◆ Your goal
Restate the whole listing word for word. Pictures are left out.

═══ Dataset section ═══

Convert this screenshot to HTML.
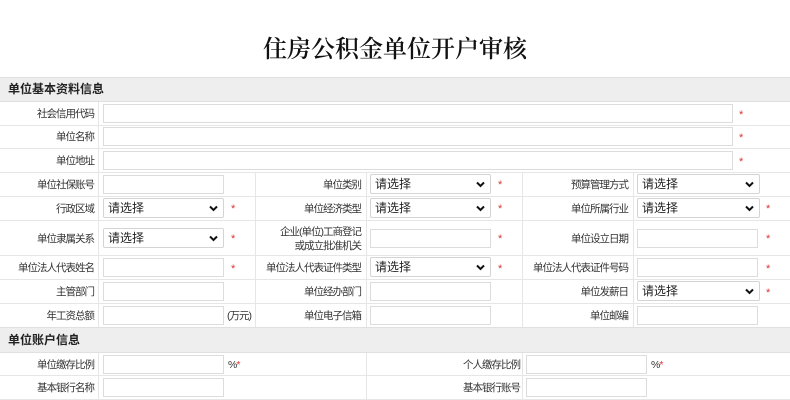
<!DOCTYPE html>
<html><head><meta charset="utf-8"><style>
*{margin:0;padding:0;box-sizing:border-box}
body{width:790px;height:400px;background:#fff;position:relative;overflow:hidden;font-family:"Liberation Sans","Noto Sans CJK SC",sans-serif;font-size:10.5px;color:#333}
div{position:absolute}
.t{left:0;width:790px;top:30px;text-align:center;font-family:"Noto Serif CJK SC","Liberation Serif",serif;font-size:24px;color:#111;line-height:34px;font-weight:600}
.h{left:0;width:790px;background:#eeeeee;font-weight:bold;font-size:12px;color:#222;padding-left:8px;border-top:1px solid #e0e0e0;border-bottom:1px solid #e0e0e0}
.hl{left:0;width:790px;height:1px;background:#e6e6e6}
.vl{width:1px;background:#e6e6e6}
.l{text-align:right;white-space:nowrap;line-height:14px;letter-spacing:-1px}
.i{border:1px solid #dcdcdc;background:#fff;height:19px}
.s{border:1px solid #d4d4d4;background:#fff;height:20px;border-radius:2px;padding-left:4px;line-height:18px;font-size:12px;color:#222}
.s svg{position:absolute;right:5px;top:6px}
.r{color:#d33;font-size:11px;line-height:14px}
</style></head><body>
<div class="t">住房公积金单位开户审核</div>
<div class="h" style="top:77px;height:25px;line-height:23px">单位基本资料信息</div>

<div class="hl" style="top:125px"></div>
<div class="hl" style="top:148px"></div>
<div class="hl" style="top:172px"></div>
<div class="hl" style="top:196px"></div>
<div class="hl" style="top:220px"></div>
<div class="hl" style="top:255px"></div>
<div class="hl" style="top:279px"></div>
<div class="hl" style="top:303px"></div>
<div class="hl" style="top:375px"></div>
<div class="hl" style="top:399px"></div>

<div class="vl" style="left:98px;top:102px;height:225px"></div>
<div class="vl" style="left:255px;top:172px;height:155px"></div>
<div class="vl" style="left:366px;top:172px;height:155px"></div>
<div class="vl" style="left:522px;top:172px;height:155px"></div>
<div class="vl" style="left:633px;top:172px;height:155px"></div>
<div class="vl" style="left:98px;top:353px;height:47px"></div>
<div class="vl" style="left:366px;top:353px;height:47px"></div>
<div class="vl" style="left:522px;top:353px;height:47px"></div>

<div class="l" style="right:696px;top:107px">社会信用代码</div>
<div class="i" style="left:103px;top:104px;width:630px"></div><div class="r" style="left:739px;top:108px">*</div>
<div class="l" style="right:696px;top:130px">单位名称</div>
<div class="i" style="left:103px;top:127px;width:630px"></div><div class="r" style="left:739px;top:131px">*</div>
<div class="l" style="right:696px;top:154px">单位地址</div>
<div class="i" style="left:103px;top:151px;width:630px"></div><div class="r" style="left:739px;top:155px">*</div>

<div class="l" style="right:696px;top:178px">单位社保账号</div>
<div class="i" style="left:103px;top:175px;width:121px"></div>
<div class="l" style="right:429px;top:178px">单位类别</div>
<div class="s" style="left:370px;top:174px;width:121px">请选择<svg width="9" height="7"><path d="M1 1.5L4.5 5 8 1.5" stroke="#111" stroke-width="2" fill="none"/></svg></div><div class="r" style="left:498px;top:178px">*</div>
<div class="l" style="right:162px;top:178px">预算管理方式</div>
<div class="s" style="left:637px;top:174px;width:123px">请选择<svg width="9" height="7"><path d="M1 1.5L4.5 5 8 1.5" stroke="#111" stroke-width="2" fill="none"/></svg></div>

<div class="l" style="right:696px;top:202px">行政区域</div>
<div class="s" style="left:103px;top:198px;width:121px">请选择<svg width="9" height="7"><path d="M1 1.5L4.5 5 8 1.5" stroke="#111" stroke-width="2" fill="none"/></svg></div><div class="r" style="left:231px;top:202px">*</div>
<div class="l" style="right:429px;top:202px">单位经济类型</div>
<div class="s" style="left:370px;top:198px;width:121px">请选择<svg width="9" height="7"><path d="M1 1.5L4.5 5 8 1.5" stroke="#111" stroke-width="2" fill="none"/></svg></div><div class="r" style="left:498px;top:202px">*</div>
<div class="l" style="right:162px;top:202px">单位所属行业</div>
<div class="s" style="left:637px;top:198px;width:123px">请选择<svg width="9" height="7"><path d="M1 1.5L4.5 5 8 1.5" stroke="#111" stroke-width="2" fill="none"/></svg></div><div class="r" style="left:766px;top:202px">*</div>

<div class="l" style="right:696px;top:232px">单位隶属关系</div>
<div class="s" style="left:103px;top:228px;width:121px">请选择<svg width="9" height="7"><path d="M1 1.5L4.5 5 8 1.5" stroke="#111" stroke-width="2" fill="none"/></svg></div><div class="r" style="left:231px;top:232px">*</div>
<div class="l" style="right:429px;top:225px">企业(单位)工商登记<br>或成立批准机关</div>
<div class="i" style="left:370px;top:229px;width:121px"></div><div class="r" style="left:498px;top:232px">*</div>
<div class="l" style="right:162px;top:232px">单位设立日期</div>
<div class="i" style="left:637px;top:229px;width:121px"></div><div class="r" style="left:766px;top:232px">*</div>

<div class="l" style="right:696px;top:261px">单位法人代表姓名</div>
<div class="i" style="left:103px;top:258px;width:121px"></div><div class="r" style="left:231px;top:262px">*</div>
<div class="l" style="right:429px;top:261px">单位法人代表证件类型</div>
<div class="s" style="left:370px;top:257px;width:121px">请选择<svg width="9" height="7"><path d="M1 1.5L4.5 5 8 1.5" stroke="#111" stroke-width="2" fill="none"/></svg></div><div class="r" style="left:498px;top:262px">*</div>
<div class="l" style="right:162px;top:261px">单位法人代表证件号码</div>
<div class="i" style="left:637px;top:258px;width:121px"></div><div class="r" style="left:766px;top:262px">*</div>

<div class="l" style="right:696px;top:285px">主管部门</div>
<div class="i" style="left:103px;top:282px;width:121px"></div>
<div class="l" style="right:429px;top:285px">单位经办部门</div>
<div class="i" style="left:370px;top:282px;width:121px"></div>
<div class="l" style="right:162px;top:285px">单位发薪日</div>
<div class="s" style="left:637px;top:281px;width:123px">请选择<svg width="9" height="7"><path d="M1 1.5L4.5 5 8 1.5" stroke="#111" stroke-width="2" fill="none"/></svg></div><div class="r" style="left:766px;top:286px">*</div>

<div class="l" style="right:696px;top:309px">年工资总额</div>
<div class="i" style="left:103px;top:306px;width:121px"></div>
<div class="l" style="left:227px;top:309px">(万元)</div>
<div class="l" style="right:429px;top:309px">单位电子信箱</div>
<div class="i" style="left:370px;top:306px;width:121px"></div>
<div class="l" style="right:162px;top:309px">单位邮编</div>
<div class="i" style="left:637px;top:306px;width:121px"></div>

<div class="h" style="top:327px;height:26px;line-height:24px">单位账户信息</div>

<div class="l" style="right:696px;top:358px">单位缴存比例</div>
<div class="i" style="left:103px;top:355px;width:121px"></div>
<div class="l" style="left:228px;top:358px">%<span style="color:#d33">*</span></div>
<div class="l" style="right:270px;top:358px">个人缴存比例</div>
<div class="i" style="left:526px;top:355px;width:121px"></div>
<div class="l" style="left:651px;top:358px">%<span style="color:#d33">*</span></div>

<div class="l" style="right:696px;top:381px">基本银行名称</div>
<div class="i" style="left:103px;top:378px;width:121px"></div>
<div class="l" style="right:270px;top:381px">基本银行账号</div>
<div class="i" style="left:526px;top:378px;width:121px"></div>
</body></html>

═══

◆ Final result
Convert this screenshot to HTML.
<!DOCTYPE html>
<html><head><meta charset="utf-8"><style>
*{margin:0;padding:0;box-sizing:border-box}
body{width:790px;height:400px;background:#fff;position:relative;overflow:hidden;font-family:"Liberation Sans","Noto Sans CJK SC",sans-serif;font-size:10.5px;color:#333}
div{position:absolute}
.t{left:0;width:790px;top:30px;text-align:center;font-family:"Noto Serif CJK SC","Liberation Serif",serif;font-size:24px;color:#111;line-height:34px;font-weight:600}
.h{left:0;width:790px;background:#eeeeee;font-weight:bold;font-size:12px;color:#222;padding-left:8px;border-top:1px solid #e0e0e0;border-bottom:1px solid #e0e0e0}
.hl{left:0;width:790px;height:1px;background:#e6e6e6}
.vl{width:1px;background:#e6e6e6}
.l{text-align:right;white-space:nowrap;line-height:14px;letter-spacing:-1px}
.i{border:1px solid #dcdcdc;background:#fff;height:19px}
.s{border:1px solid #d4d4d4;background:#fff;height:20px;border-radius:2px;padding-left:4px;line-height:18px;font-size:12px;color:#222}
.s svg{position:absolute;right:5px;top:6px}
.r{color:#d33;font-size:11px;line-height:14px}
</style></head><body>
<div class="t">住房公积金单位开户审核</div>
<div class="h" style="top:77px;height:25px;line-height:23px">单位基本资料信息</div>

<div class="hl" style="top:125px"></div>
<div class="hl" style="top:148px"></div>
<div class="hl" style="top:172px"></div>
<div class="hl" style="top:196px"></div>
<div class="hl" style="top:220px"></div>
<div class="hl" style="top:255px"></div>
<div class="hl" style="top:279px"></div>
<div class="hl" style="top:303px"></div>
<div class="hl" style="top:375px"></div>
<div class="hl" style="top:399px"></div>

<div class="vl" style="left:98px;top:102px;height:225px"></div>
<div class="vl" style="left:255px;top:172px;height:155px"></div>
<div class="vl" style="left:366px;top:172px;height:155px"></div>
<div class="vl" style="left:522px;top:172px;height:155px"></div>
<div class="vl" style="left:633px;top:172px;height:155px"></div>
<div class="vl" style="left:98px;top:353px;height:47px"></div>
<div class="vl" style="left:366px;top:353px;height:47px"></div>
<div class="vl" style="left:522px;top:353px;height:47px"></div>

<div class="l" style="right:696px;top:107px">社会信用代码</div>
<div class="i" style="left:103px;top:104px;width:630px"></div><div class="r" style="left:739px;top:108px">*</div>
<div class="l" style="right:696px;top:130px">单位名称</div>
<div class="i" style="left:103px;top:127px;width:630px"></div><div class="r" style="left:739px;top:131px">*</div>
<div class="l" style="right:696px;top:154px">单位地址</div>
<div class="i" style="left:103px;top:151px;width:630px"></div><div class="r" style="left:739px;top:155px">*</div>

<div class="l" style="right:696px;top:178px">单位社保账号</div>
<div class="i" style="left:103px;top:175px;width:121px"></div>
<div class="l" style="right:429px;top:178px">单位类别</div>
<div class="s" style="left:370px;top:174px;width:121px">请选择<svg width="9" height="7"><path d="M1 1.5L4.5 5 8 1.5" stroke="#111" stroke-width="2" fill="none"/></svg></div><div class="r" style="left:498px;top:178px">*</div>
<div class="l" style="right:162px;top:178px">预算管理方式</div>
<div class="s" style="left:637px;top:174px;width:123px">请选择<svg width="9" height="7"><path d="M1 1.5L4.5 5 8 1.5" stroke="#111" stroke-width="2" fill="none"/></svg></div>

<div class="l" style="right:696px;top:202px">行政区域</div>
<div class="s" style="left:103px;top:198px;width:121px">请选择<svg width="9" height="7"><path d="M1 1.5L4.5 5 8 1.5" stroke="#111" stroke-width="2" fill="none"/></svg></div><div class="r" style="left:231px;top:202px">*</div>
<div class="l" style="right:429px;top:202px">单位经济类型</div>
<div class="s" style="left:370px;top:198px;width:121px">请选择<svg width="9" height="7"><path d="M1 1.5L4.5 5 8 1.5" stroke="#111" stroke-width="2" fill="none"/></svg></div><div class="r" style="left:498px;top:202px">*</div>
<div class="l" style="right:162px;top:202px">单位所属行业</div>
<div class="s" style="left:637px;top:198px;width:123px">请选择<svg width="9" height="7"><path d="M1 1.5L4.5 5 8 1.5" stroke="#111" stroke-width="2" fill="none"/></svg></div><div class="r" style="left:766px;top:202px">*</div>

<div class="l" style="right:696px;top:232px">单位隶属关系</div>
<div class="s" style="left:103px;top:228px;width:121px">请选择<svg width="9" height="7"><path d="M1 1.5L4.5 5 8 1.5" stroke="#111" stroke-width="2" fill="none"/></svg></div><div class="r" style="left:231px;top:232px">*</div>
<div class="l" style="right:429px;top:225px">企业(单位)工商登记<br>或成立批准机关</div>
<div class="i" style="left:370px;top:229px;width:121px"></div><div class="r" style="left:498px;top:232px">*</div>
<div class="l" style="right:162px;top:232px">单位设立日期</div>
<div class="i" style="left:637px;top:229px;width:121px"></div><div class="r" style="left:766px;top:232px">*</div>

<div class="l" style="right:696px;top:261px">单位法人代表姓名</div>
<div class="i" style="left:103px;top:258px;width:121px"></div><div class="r" style="left:231px;top:262px">*</div>
<div class="l" style="right:429px;top:261px">单位法人代表证件类型</div>
<div class="s" style="left:370px;top:257px;width:121px">请选择<svg width="9" height="7"><path d="M1 1.5L4.5 5 8 1.5" stroke="#111" stroke-width="2" fill="none"/></svg></div><div class="r" style="left:498px;top:262px">*</div>
<div class="l" style="right:162px;top:261px">单位法人代表证件号码</div>
<div class="i" style="left:637px;top:258px;width:121px"></div><div class="r" style="left:766px;top:262px">*</div>

<div class="l" style="right:696px;top:285px">主管部门</div>
<div class="i" style="left:103px;top:282px;width:121px"></div>
<div class="l" style="right:429px;top:285px">单位经办部门</div>
<div class="i" style="left:370px;top:282px;width:121px"></div>
<div class="l" style="right:162px;top:285px">单位发薪日</div>
<div class="s" style="left:637px;top:281px;width:123px">请选择<svg width="9" height="7"><path d="M1 1.5L4.5 5 8 1.5" stroke="#111" stroke-width="2" fill="none"/></svg></div><div class="r" style="left:766px;top:286px">*</div>

<div class="l" style="right:696px;top:309px">年工资总额</div>
<div class="i" style="left:103px;top:306px;width:121px"></div>
<div class="l" style="left:227px;top:309px">(万元)</div>
<div class="l" style="right:429px;top:309px">单位电子信箱</div>
<div class="i" style="left:370px;top:306px;width:121px"></div>
<div class="l" style="right:162px;top:309px">单位邮编</div>
<div class="i" style="left:637px;top:306px;width:121px"></div>

<div class="h" style="top:327px;height:26px;line-height:24px">单位账户信息</div>

<div class="l" style="right:696px;top:358px">单位缴存比例</div>
<div class="i" style="left:103px;top:355px;width:121px"></div>
<div class="l" style="left:228px;top:358px">%<span style="color:#d33">*</span></div>
<div class="l" style="right:270px;top:358px">个人缴存比例</div>
<div class="i" style="left:526px;top:355px;width:121px"></div>
<div class="l" style="left:651px;top:358px">%<span style="color:#d33">*</span></div>

<div class="l" style="right:696px;top:381px">基本银行名称</div>
<div class="i" style="left:103px;top:378px;width:121px"></div>
<div class="l" style="right:270px;top:381px">基本银行账号</div>
<div class="i" style="left:526px;top:378px;width:121px"></div>
</body></html>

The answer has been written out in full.